The fifth plank in the policy is to position New Zealand as a place to trade with, invest in and eventually to visit again. Two hundred million dollars have been provided to help exporters re-engage with international markets and support first time exporters. Twice that amount is being invested in tourism to prepare for the re-opening of international travel.
At her campaign launch rally Ardern announced that if re-elected the Government would provide additional funds which would be used to double a wage subsidy to help businesses employ up to 40,000 New Zealanders whose employment is impacted by Covid-19.
Grants would be made to employees who lost their job to start a business of their own.
The measures to help business and employment through the Covid crisis appear to have helped the Government to retain its high level of popularity.

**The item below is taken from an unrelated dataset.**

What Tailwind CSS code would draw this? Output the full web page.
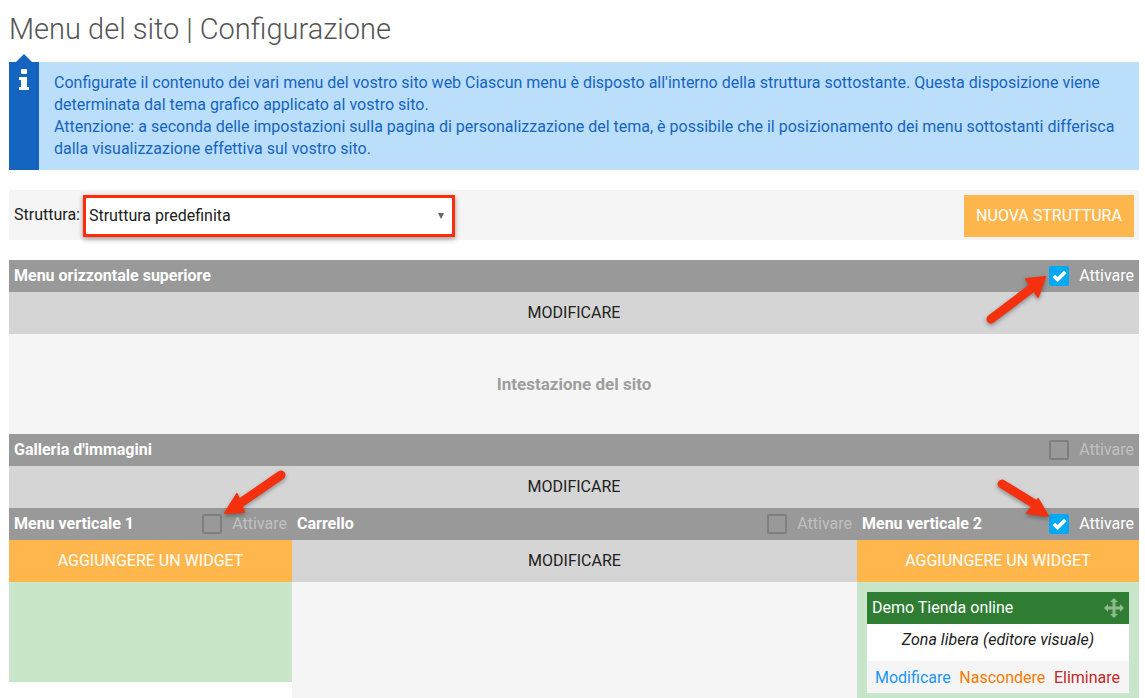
<!DOCTYPE html>
<html>
<head>
    <title>Menu del sito</title>
    <script src="https://cdn.jsdelivr.net/npm/@tailwindcss/browser@4"></script>
</head>
<body class="bg-white font-['Roboto',sans-serif] text-[16px] text-[#212121] overflow-hidden">
<div class="w-[1139px] h-[698px] overflow-hidden relative pl-[9px]">
    <h1 class="h-[62px] pt-[10px] text-[29px] leading-[38px] font-light text-[#555]">Menu del sito | Configurazione</h1>

    <div class="flex h-[108px] bg-[#bbdefb] text-[#1565c0] relative">
        <div class="w-[30px] bg-[#1565c0] flex justify-center pt-[7px] relative">
            <span class="absolute left-[7px] top-[-8px] w-0 h-0 border-x-[8px] border-x-transparent border-b-[8px] border-b-[#1565c0]"></span>
            <svg width="10" height="21" viewBox="0 0 10 21" fill="#fff"><rect x="2" y="0" width="6" height="5" rx="1"/><path d="M0 8h8v10h2v3H0v-3h2v-7H0z"/></svg>
        </div>
        <p class="pl-[15px] pt-[10px] text-[16px] leading-[22px]">Configurate il contenuto dei vari menu del vostro sito web Ciascun menu è disposto all'interno della struttura sottostante. Questa disposizione viene<br>determinata dal tema grafico applicato al vostro sito.<br>Attenzione: a seconda delle impostazioni sulla pagina di personalizzazione del tema, è possibile che il posizionamento dei menu sottostanti differisca<br>dalla visualizzazione effettiva sul vostro sito.</p>
    </div>

    <div class="mt-[20px] h-[50px] bg-[#f5f5f5] flex items-center justify-between pl-[5px] pr-[5px] pt-[1px]">
        <div class="flex items-center">
            <span class="mr-[3px] mb-[2px]">Struttura:</span>
            <div class="w-[372px] h-[42px] bg-white border-[3px] border-[#fb2d0b] shadow-[0_2px_5px_rgba(0,0,0,0.4)] flex items-center justify-between pl-[3px] pr-[8px]">
                <span>Struttura predefinita</span>
                <span class="w-0 h-0 border-x-[3.5px] border-x-transparent border-t-[6px] border-t-[#666]"></span>
            </div>
        </div>
        <button class="w-[170px] h-[42px] bg-[#ffb74d] text-white text-[16px]">NUOVA STRUTTURA</button>
    </div>

    <div class="mt-[20px] h-[32px] bg-[#999] flex items-center justify-between pl-[5px] pr-[5px] text-white">
        <b class="font-bold">Menu orizzontale superiore</b>
        <div class="flex items-center gap-[10px]">
            <span class="w-[20px] h-[20px] rounded-[2px] bg-[#03a9f4] flex items-center justify-center">
                <svg width="15" height="12" viewBox="0 0 15 12"><path d="M1.8 6L5.6 9.600L13.200 2" fill="none" stroke="#fff" stroke-width="3.600"/></svg>
            </span>
            <span>Attivare</span>
        </div>
    </div>
    <div class="h-[42px] bg-[#d5d5d5] flex items-center justify-center">MODIFICARE</div>
    <div class="h-[100px] bg-[#f5f5f5] flex items-center justify-center pt-[1px] font-bold text-[17px] text-[#9e9e9e]">Intestazione del sito</div>

    <div class="h-[32px] bg-[#999] flex items-center justify-between pl-[5px] pr-[5px] text-white">
        <b class="font-bold">Galleria d'immagini</b>
        <div class="flex items-center gap-[10px] text-white/40">
            <span class="w-[20px] h-[20px] rounded-[2px] border-2 border-[#7f7f7f]"></span>
            <span>Attivare</span>
        </div>
    </div>
    <div class="h-[42px] bg-[#d5d5d5] flex items-center justify-center">MODIFICARE</div>

    <div class="grid grid-cols-[283px_565px_282px]">
        <div>
            <div class="h-[32px] bg-[#999] flex items-center justify-between pl-[5px] pr-[5px] text-white">
                <b class="font-bold">Menu verticale 1</b>
                <div class="flex items-center gap-[10px] text-white/40">
                    <span class="w-[20px] h-[20px] rounded-[2px] border-2 border-[#7f7f7f]"></span>
                    <span>Attivare</span>
                </div>
            </div>
            <div class="h-[42px] bg-[#ffb74d] text-white flex items-center justify-center">AGGIUNGERE UN WIDGET</div>
            <div class="h-[100px] bg-[#c8e6c9]"></div>
        </div>
        <div>
            <div class="h-[32px] bg-[#999] flex items-center justify-between pl-[5px] pr-[5px] text-white">
                <b class="font-bold">Carrello</b>
                <div class="flex items-center gap-[10px] text-white/40">
                    <span class="w-[20px] h-[20px] rounded-[2px] border-2 border-[#7f7f7f]"></span>
                    <span>Attivare</span>
                </div>
            </div>
            <div class="h-[42px] bg-[#d5d5d5] flex items-center justify-center">MODIFICARE</div>
            <div class="h-[116px] bg-[#f5f5f5]"></div>
        </div>
        <div>
            <div class="h-[32px] bg-[#999] flex items-center justify-between pl-[5px] pr-[5px] text-white">
                <b class="font-bold">Menu verticale 2</b>
                <div class="flex items-center gap-[10px]">
                    <span class="w-[20px] h-[20px] rounded-[2px] bg-[#03a9f4] flex items-center justify-center">
                        <svg width="15" height="12" viewBox="0 0 15 12"><path d="M1.8 6L5.6 9.600L13.200 2" fill="none" stroke="#fff" stroke-width="3.600"/></svg>
                    </span>
                    <span>Attivare</span>
                </div>
            </div>
            <div class="h-[42px] bg-[#ffb74d] text-white flex items-center justify-center">AGGIUNGERE UN WIDGET</div>
            <div class="h-[116px] bg-[#c8e6c9] px-[10px] pt-[10px]">
                <div class="h-[32px] bg-[#2e7d32] text-white flex items-center justify-between pl-[5px] pr-[5px]">
                    <span>Demo Tienda online</span>
                    <svg width="20" height="20" viewBox="0 0 20 20" fill="#8dbb90"><path d="M10 0l4 4h-2.500v4.500H16V6l4 4-4 4v-2.500h-4.500V16H14l-4 4-4-4h2.500v-4.500H4V14l-4-4 4-4v2.500h4.500V4H6z"/></svg>
                </div>
                <div class="h-[37px] bg-white flex items-center justify-center italic pb-[5px] tracking-[0.03px]">Zona libera (editore visuale)</div>
                <div class="h-[32px] bg-[#f5f5f5] flex items-center justify-between pl-[8px] pr-[9px] pt-[1px]">
                    <span class="text-[#2196f3]">Modificare</span>
                    <span class="text-[#f57c00]">Nascondere</span>
                    <span class="text-[#c62828]">Eliminare</span>
                </div>
            </div>
        </div>
    </div>

    <!-- frecce rosse sopra la pagina -->
    <svg class="absolute left-0 top-0 pointer-events-none" width="1139" height="698" viewBox="0 0 1139 698">
        <g style="filter:drop-shadow(0 2px 2px rgba(0,0,0,.35))">
            <g stroke="#f5300f" stroke-width="9" stroke-linecap="round" fill="none">
                <path d="M991 319L1032 288"/>
                <path d="M281 475L236 506"/>
                <path d="M1002 484L1038 506"/>
            </g>
            <g fill="#f5300f" stroke="#f5300f" stroke-width="2" stroke-linejoin="round">
                <path d="M1045 277L1026 279L1038 297Z"/>
                <path d="M225 513L237 494L244 512Z"/>
                <path d="M1048 516L1038 499L1027 513Z"/>
            </g>
        </g>
    </svg>
</div>
</body>
</html>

The latest Roy Morgan poll shows the Labour Party scored 53.5 percent with the National Opposition party on 26.5 percent. The Government coalition group of Labour, New Zealand First and Greens scored 63 percent against the National and ACT alliance on 33 percent.
On those figures in a General Election Labour could govern alone. New Zealand First, which held the balance of power and put Labour into office in 2017 would be out of Parliament.
The poll covered the period before and after Judith Collins became the new Leader of National in mid-July. Early indications are that Collins has had a negligible impact on support for National although a full month of polling in August will provide a clearer picture.
National has yet to launch its campaign and with the election still months away on September 19 anything could happen. There are hints National might offer a tax cut.
Saturday’s campaign launch focused on the existing wide range of measures aimed at delivering the greatest of priorities, a healthy population and a soundly based economic recovery. But for Ardern and her colleagues mere economic survival with an acceptable bottom line result is not good enough. From the upheaval of the Covid crisis they are determined New Zealand will emerge as a better country in which its people can flourish.
Max Hayton is a former political correspondent and foreign editor in New Zealand.